You can also look into canned veggies, but look at the ingredients carefully. Green beans, mushrooms, carrots, and spinach can all usually be found in compliant cans. Steer clear of any crazy ingredients without making sure they're safe first, though.

 

Basically, if you're going to cook the veggies anyways, you can probably get them frozen or canned. The texture shouldn't be too much of a problem (they can sometimes have a not-so-great texture but cooking them usually covers it up) and, if fresh is as expensive as you say, you can maybe save money. Where I'm at, it's cheaper to get fresh, so I keep a bag of frozen veggies as a last resort sort of thing. 

 

Also, look for cheaper cuts of meat. I finally accepted (and convinced hubby) that in order to save money, boneless/skinless chicken breasts aren't for us. I can get (again, this is where I live) B/S chicken for $4-ish a pound, or I can get drumsticks/thighs or leg quarters for less than $1 per pound (whole chickens can be even cheaper - just 60-80 cents a pound). Look at your price per pound more than the overall price of the package. If you get more for the same amount of money or slightly more...do it! Plus if you have chicken bones you can make chicken stock (carrot peelings, celery ends/leaves, sacrifice an onion, and whatever else you have just lying around) that you can use for making soup - all out of things you would've thrown away (and now you don't have to buy more ingredients to make soup!

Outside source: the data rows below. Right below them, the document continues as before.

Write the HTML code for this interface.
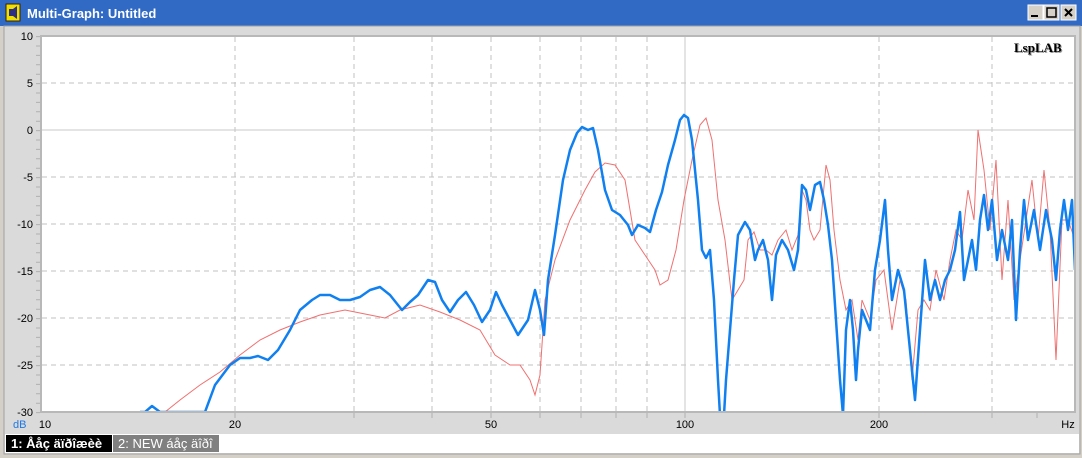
<html><head><style>body{margin:0;width:1082px;height:458px;overflow:hidden;background:#d4d0c8;font-family:"Liberation Sans",sans-serif}</style></head><body>
<svg width="1082" height="458" xmlns="http://www.w3.org/2000/svg" font-family="Liberation Sans, sans-serif">
<rect x="0" y="0" width="1082" height="458" fill="#d4d0c8"/>
<rect x="0" y="0" width="1082" height="26" fill="#316ac5"/>
<rect x="6" y="4" width="14" height="17" fill="#f0e000" stroke="#402000"/>
<path d="M9 9h4v7h-4z M13 9l4-3v13l-4-3z" fill="#303080"/>
<text x="27" y="18" fill="#fff" font-size="13" font-weight="bold">Multi-Graph: Untitled</text>
<g fill="#d4d0c8" stroke="#fff"><rect x="1028" y="5" width="15" height="15"/><rect x="1044" y="5" width="15" height="15"/><rect x="1061" y="5" width="15" height="15"/></g>
<path d="M1031 16h7" stroke="#000" stroke-width="2"/><rect x="1047" y="8" width="9" height="9" fill="none" stroke="#000" stroke-width="1.5"/><path d="M1065 9l7 7M1072 9l-7 7" stroke="#000" stroke-width="2"/>
<rect x="4" y="26" width="1076" height="428" fill="#dadada" stroke="#a0a0a0"/>
<rect x="41" y="36" width="1034" height="376" fill="#fff" stroke="#b8b8b8" stroke-width="2"/>
<g stroke="#b0b0b0" id="yt">
<path d="M36 36.6h4M36 46h4M36 55.4h4M36 64.8h4M36 74.2h4M36 83.6h4M36 93h4M36 102.4h4M36 111.8h4M36 121.2h4M36 130.6h4M36 140h4M36 149.4h4M36 158.8h4M36 168.2h4M36 177.6h4M36 187h4M36 196.4h4M36 205.8h4M36 215.2h4M36 224.6h4M36 234h4M36 243.4h4M36 252.8h4M36 262.2h4M36 271.6h4M36 281h4M36 290.4h4M36 299.8h4M36 309.2h4M36 318.6h4M36 328h4M36 337.4h4M36 346.8h4M36 356.2h4M36 365.6h4M36 375h4M36 384.4h4M36 393.8h4M36 403.2h4M36 412.6h4"/>
<path d="M235 413v5M354 413v5M432 413v5M491 413v5M540 413v5M581 413v5M616 413v5M647 413v5M685 413v5M879 413v5M992 413v5M1037 413v5"/>
</g>
<g stroke="#c0c0c0" stroke-dasharray="5,4">
<path d="M235 37V411M354 37V411M432 37V411M491 37V411M540 37V411M581 37V411M616 37V411M647 37V411M685 37V411M879 37V411M992 37V411"/>
<path d="M42 83H1074M42 177H1074M42 224H1074M42 271H1074M42 318H1074M42 365H1074"/>
</g>
<path d="M685 37V411M42 130H1074" stroke="#c8c8c8"/>
<g font-size="11" fill="#000" text-anchor="end"><text x="33" y="40">10</text><text x="33" y="87">5</text><text x="33" y="134">0</text><text x="33" y="181">-5</text><text x="33" y="228">-10</text><text x="33" y="275">-15</text><text x="33" y="322">-20</text><text x="33" y="369">-25</text><text x="33" y="416">-30</text></g>
<g font-size="11" fill="#000" text-anchor="middle"><text x="45" y="428">10</text><text x="235" y="428">20</text><text x="491" y="428">50</text><text x="685" y="428">100</text><text x="879" y="428">200</text><text x="1068" y="428">Hz</text></g>
<text x="13" y="428" font-size="11" fill="#1e78e6">dB</text>
<text x="1015" y="53" font-family="Liberation Serif" font-size="13" font-weight="bold" fill="#999">LspLAB</text>
<text x="1014" y="52" font-family="Liberation Serif" font-size="13" font-weight="bold" fill="#000">LspLAB</text>
<svg x="42" y="37" width="1032" height="374" viewBox="42 37 1032 374">
<polyline fill="none" stroke="#f07070" stroke-width="1" points="165,412 180,400 200,385 220,372 240,355 260,340 280,330 300,322 320,315 345,310 365,314 385,318 400,310 420,305 440,312 460,320 480,330 495,355 510,365 520,365 530,380 535,395 540,375 545,300 555,260 570,220 585,190 595,172 605,163 615,165 625,180 635,240 645,255 655,270 660,285 668,280 676,250 684,200 692,160 700,125 706,118 712,140 718,200 725,240 732,300 738,290 744,280 748,240 754,232 760,250 766,250 772,255 778,240 786,230 792,250 798,235 802,190 806,200 810,230 814,240 820,230 826,165 830,180 834,230 840,280 846,310 852,300 858,340 862,300 870,320 876,280 884,270 892,330 900,280 906,300 912,380 918,310 924,300 930,310 936,270 944,300 950,260 956,230 962,240 968,190 974,220 978,130 984,170 990,230 996,160 1002,280 1008,200 1014,300 1020,260 1026,220 1032,180 1038,240 1044,170 1050,230 1056,360 1062,220 1068,220 1075,240"/>
<polyline fill="none" stroke="#1080f0" stroke-width="2.5" stroke-linejoin="round" points="140,412 145,412 152,406 160,412 205,412 215,385 230,365 240,358 250,358 258,356 268,360 278,350 290,330 300,310 312,300 320,295 330,295 340,300 350,300 360,297 370,290 380,287 390,295 402,310 410,302 418,295 428,280 435,282 442,300 450,312 458,300 466,292 474,305 482,322 490,310 496,292 502,305 510,320 518,335 528,320 535,290 540,310 544,335 548,280 555,235 563,180 570,150 577,133 582,127 588,130 593,128 598,150 605,190 612,210 620,215 628,225 632,235 638,225 645,228 650,232 656,210 662,192 668,165 675,140 680,120 684,115 688,118 692,140 698,200 702,250 706,258 710,250 714,300 718,380 720,415 724,415 726,380 730,330 734,280 738,235 745,222 750,230 755,260 758,250 763,240 768,260 772,300 776,255 782,240 788,250 794,270 798,250 802,185 806,190 810,210 815,185 820,182 824,200 828,225 832,260 836,320 840,380 843,415 846,330 850,300 853,330 856,380 858,350 862,310 866,320 870,330 875,270 880,240 885,200 888,250 892,300 898,270 904,290 910,350 915,400 920,330 925,260 930,300 935,280 940,300 945,280 950,270 955,250 960,212 964,280 968,260 972,240 976,270 980,220 984,195 988,230 992,200 997,260 1002,230 1008,260 1012,220 1016,320 1020,250 1024,200 1028,240 1034,210 1040,250 1046,210 1052,240 1056,280 1060,230 1064,200 1068,230 1072,200 1075,270"/>
</svg>
<rect x="5" y="434" width="1074" height="19" fill="#fff"/>
<rect x="6" y="435" width="106" height="17" fill="#000"/>
<text x="11" y="448" font-size="13" font-weight="bold" fill="#fff">1: Ååç äïðîæèè</text>
<rect x="113" y="435" width="106" height="17" fill="#808080"/>
<text x="118" y="448" font-size="13" fill="#fff">2: NEW áåç äîðî</text>
</svg>
</body></html>
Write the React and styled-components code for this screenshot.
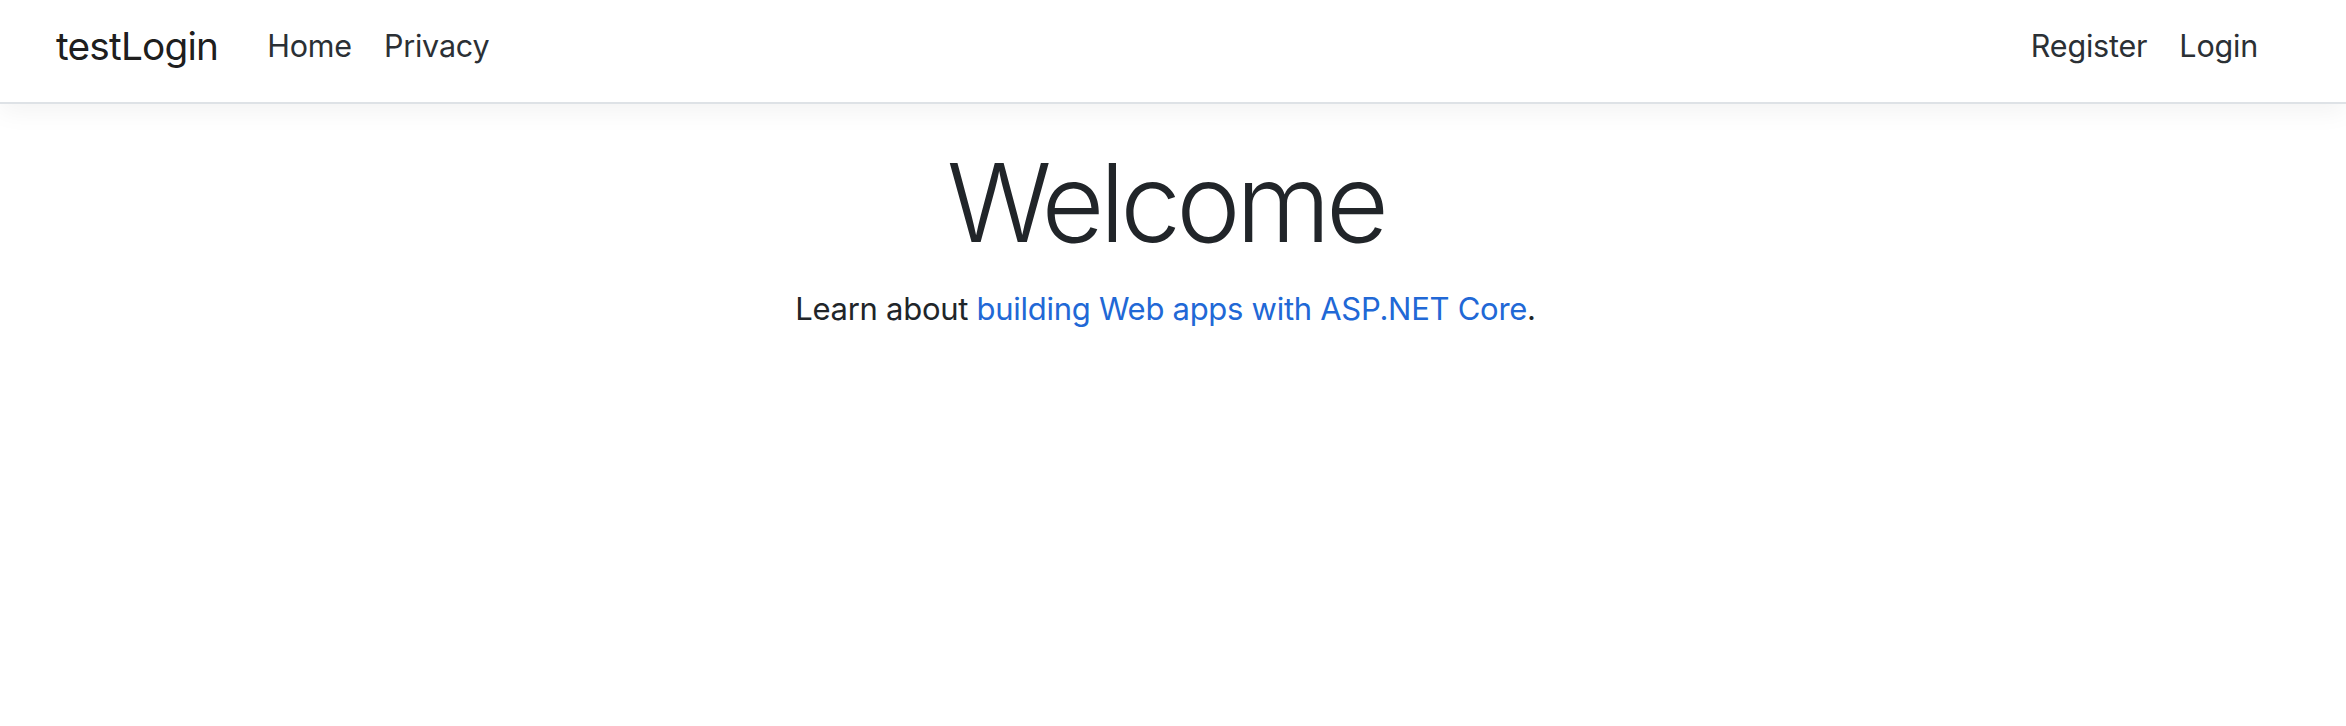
import React from "react";
import styled, { createGlobalStyle } from "styled-components";

const GlobalStyle = createGlobalStyle`
  html, body {
    margin: 0;
    padding: 0;
    background: #ffffff;
  }
  body {
    font-family: Inter, "Noto Sans", "Liberation Sans", sans-serif;
    color: #212529;
    -webkit-font-smoothing: antialiased;
  }
  * { box-sizing: border-box; }
`;

const Page = styled.div`
  min-height: 726px;
  background: #ffffff;
`;

const Navbar = styled.header`
  display: flex;
  align-items: center;
  height: 104px;
  padding: 0 72px 10px 56px;
  background: #ffffff;
  border-bottom: 2px solid #dee2e6;
  box-shadow: 0 8px 24px rgba(0, 0, 0, 0.05);
`;

const Brand = styled.a`
  font-size: 38.8px;
  line-height: 60px;
  color: rgba(0, 0, 0, 0.9);
  text-decoration: none;
  margin-right: 33px;
  letter-spacing: -0.8px;
`;

const NavList = styled.nav`
  display: flex;
  align-items: center;
  margin-left: ${(p) => (p.$right ? "auto" : "0")};
`;

const NavLink = styled.a`
  font-size: 30.5px;
  line-height: 48px;
  padding: 0 16px;
  color: #2b3035;
  text-decoration: none;
  letter-spacing: -0.2px;
`;

const Main = styled.main`
  display: flex;
  flex-direction: column;
  align-items: center;
  padding: 34px 15px 0 0;
  text-align: center;
`;

const Title = styled.h1`
  margin: 0 0 18px;
  font-size: 108.6px;
  font-weight: 300;
  line-height: 1.2;
  color: #212529;
  letter-spacing: -4.7px;
`;

const Lead = styled.p`
  margin: 0;
  font-size: 31px;
  line-height: 1.5;
  color: #212529;
  letter-spacing: -0.28px;
`;

const Link = styled.a`
  color: #2168d6;
  text-decoration: none;
`;

export default function App() {
  return (
    <Page>
      <GlobalStyle />
      <Navbar>
        <Brand href="#">testLogin</Brand>
        <NavList>
          <NavLink href="#">Home</NavLink>
          <NavLink href="#">Privacy</NavLink>
        </NavList>
        <NavList $right>
          <NavLink href="#">Register</NavLink>
          <NavLink href="#">Login</NavLink>
        </NavList>
      </Navbar>
      <Main>
        <Title>Welcome</Title>
        <Lead>
          Learn about <Link href="#">building Web apps with ASP.NET Core</Link>.
        </Lead>
      </Main>
    </Page>
  );
}
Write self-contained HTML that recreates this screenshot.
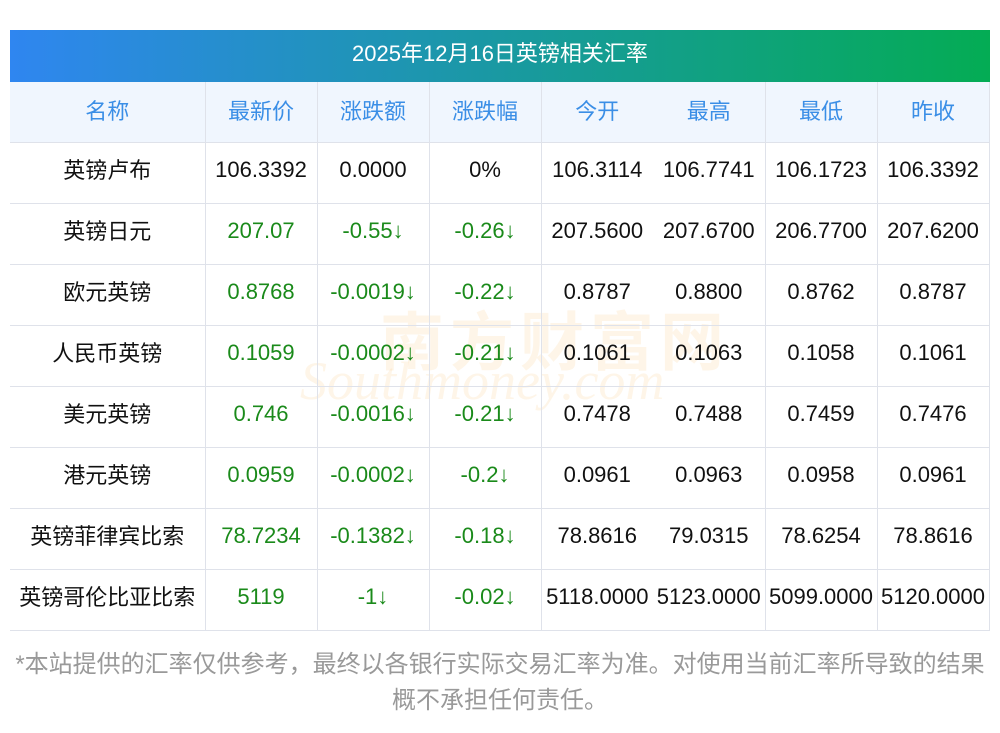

Saving money!). Same with beef bones, but I haven't tried making beef stock yet. I know that it is a little different than making chicken stock.

 

Long story short - see what's cheapest (and compliant) in your area. Eat that. Buy that. When it goes on sale, stock up like a doomsday prepper. My parents aren't Whole30, but they have a store in their area that will occasionally run a "10 for $10" sale. My parents bought $150 worth of stuff this last time. It was mostly pasta, pasta sauce, etc., but there were a bunch of canned veggies too. Even if they're just 10 cents off, picking up a few cans extra will save you money in the long run.